◆ Your goal
Produce an exact copy of all the data below, dropping every image.

>> BEGIN

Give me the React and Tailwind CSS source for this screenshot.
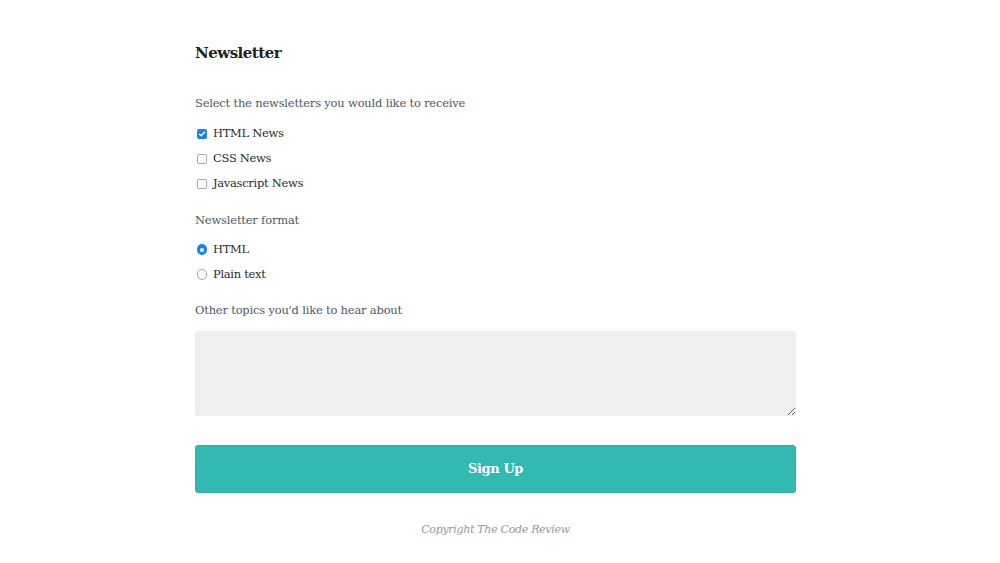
import React from "react";

const serif = { fontFamily: '"DejaVu Serif", "Liberation Serif", serif' };

function Check({ checked }) {
  return checked ? (
    <span className="flex h-[10px] w-[10px] items-center justify-center rounded-[2px] bg-[#1a82f0]">
      <svg width="8" height="8" viewBox="0 0 8 8">
        <path d="M1.5 4.2 L3.2 5.8 L6.5 2.2" stroke="white" strokeWidth="1.4" fill="none" strokeLinecap="round" strokeLinejoin="round" />
      </svg>
    </span>
  ) : (
    <span className="block h-[10px] w-[10px] rounded-[2px] border border-[#a8a8a8] bg-white" />
  );
}

function Radio({ checked }) {
  return checked ? (
    <span className="flex h-[11px] w-[11px] items-center justify-center rounded-full bg-[#1a82f0]">
      <span className="block h-[4px] w-[4px] rounded-full bg-white" />
    </span>
  ) : (
    <span className="block h-[11px] w-[11px] rounded-full border border-[#a8a8a8] bg-white" />
  );
}

function Row({ children, control }) {
  return (
    <div className="flex h-[25px] items-center">
      <span className="ml-[2px] mr-[6px] flex w-[10px] items-center justify-center">{control}</span>
      <span className="text-[11.5px] leading-[25px] tracking-[-0.3px] text-[#2b2b2b]">{children}</span>
    </div>
  );
}

export default function App() {
  return (
    <div className="min-h-[563px] w-[1000px] bg-white" style={serif}>
      <div className="w-[991px]">
        <div className="mx-auto w-[601px] pt-[41px]">
          <h1 className="text-[15px] font-bold leading-[24px] tracking-[-0.5px] text-[#222]">Newsletter</h1>
          <p className="mt-[28px] text-[11.5px] leading-[20px] tracking-[-0.2px] text-[#4f5964]">
            Select the newsletters you would like to receive
          </p>
          <div className="mt-[8px]">
            <Row control={<Check checked />}>HTML News</Row>
            <Row control={<Check />}>CSS News</Row>
            <Row control={<Check />}>Javascript News</Row>
          </div>
          <p className="mt-[14px] text-[11.5px] leading-[20px] tracking-[-0.2px] text-[#4f5964]">Newsletter format</p>
          <div className="mt-[7px]">
            <Row control={<Radio checked />}>HTML</Row>
            <Row control={<Radio />}>Plain text</Row>
          </div>
          <p className="mt-[13px] text-[11.5px] leading-[20px] tracking-[-0.2px] text-[#4f5964]">
            Other topics you'd like to hear about
          </p>
          <textarea
            className="mt-[11px] block h-[85px] w-full rounded-[3px] bg-[#eeeff1] outline-none"
            style={serif}
          />
          <button
            className="mt-[29px] block h-[48px] w-full rounded-[3px] border border-[#2eb0a8] bg-[#32b9b1] text-[13px] font-bold tracking-[-0.4px] text-white"
            style={serif}
          >
            Sign Up
          </button>
          <p className="mt-[27px] text-center text-[11px] italic leading-[20px] tracking-[-0.3px] text-[#999]">
            Copyright The Code Review
          </p>
        </div>
      </div>
    </div>
  );
}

>> END

◆ Result below
Give me the React and Tailwind CSS source for this screenshot.
import React from "react";

const serif = { fontFamily: '"DejaVu Serif", "Liberation Serif", serif' };

function Check({ checked }) {
  return checked ? (
    <span className="flex h-[10px] w-[10px] items-center justify-center rounded-[2px] bg-[#1a82f0]">
      <svg width="8" height="8" viewBox="0 0 8 8">
        <path d="M1.5 4.2 L3.2 5.8 L6.5 2.2" stroke="white" strokeWidth="1.4" fill="none" strokeLinecap="round" strokeLinejoin="round" />
      </svg>
    </span>
  ) : (
    <span className="block h-[10px] w-[10px] rounded-[2px] border border-[#a8a8a8] bg-white" />
  );
}

function Radio({ checked }) {
  return checked ? (
    <span className="flex h-[11px] w-[11px] items-center justify-center rounded-full bg-[#1a82f0]">
      <span className="block h-[4px] w-[4px] rounded-full bg-white" />
    </span>
  ) : (
    <span className="block h-[11px] w-[11px] rounded-full border border-[#a8a8a8] bg-white" />
  );
}

function Row({ children, control }) {
  return (
    <div className="flex h-[25px] items-center">
      <span className="ml-[2px] mr-[6px] flex w-[10px] items-center justify-center">{control}</span>
      <span className="text-[11.5px] leading-[25px] tracking-[-0.3px] text-[#2b2b2b]">{children}</span>
    </div>
  );
}

export default function App() {
  return (
    <div className="min-h-[563px] w-[1000px] bg-white" style={serif}>
      <div className="w-[991px]">
        <div className="mx-auto w-[601px] pt-[41px]">
          <h1 className="text-[15px] font-bold leading-[24px] tracking-[-0.5px] text-[#222]">Newsletter</h1>
          <p className="mt-[28px] text-[11.5px] leading-[20px] tracking-[-0.2px] text-[#4f5964]">
            Select the newsletters you would like to receive
          </p>
          <div className="mt-[8px]">
            <Row control={<Check checked />}>HTML News</Row>
            <Row control={<Check />}>CSS News</Row>
            <Row control={<Check />}>Javascript News</Row>
          </div>
          <p className="mt-[14px] text-[11.5px] leading-[20px] tracking-[-0.2px] text-[#4f5964]">Newsletter format</p>
          <div className="mt-[7px]">
            <Row control={<Radio checked />}>HTML</Row>
            <Row control={<Radio />}>Plain text</Row>
          </div>
          <p className="mt-[13px] text-[11.5px] leading-[20px] tracking-[-0.2px] text-[#4f5964]">
            Other topics you'd like to hear about
          </p>
          <textarea
            className="mt-[11px] block h-[85px] w-full rounded-[3px] bg-[#eeeff1] outline-none"
            style={serif}
          />
          <button
            className="mt-[29px] block h-[48px] w-full rounded-[3px] border border-[#2eb0a8] bg-[#32b9b1] text-[13px] font-bold tracking-[-0.4px] text-white"
            style={serif}
          >
            Sign Up
          </button>
          <p className="mt-[27px] text-center text-[11px] italic leading-[20px] tracking-[-0.3px] text-[#999]">
            Copyright The Code Review
          </p>
        </div>
      </div>
    </div>
  );
}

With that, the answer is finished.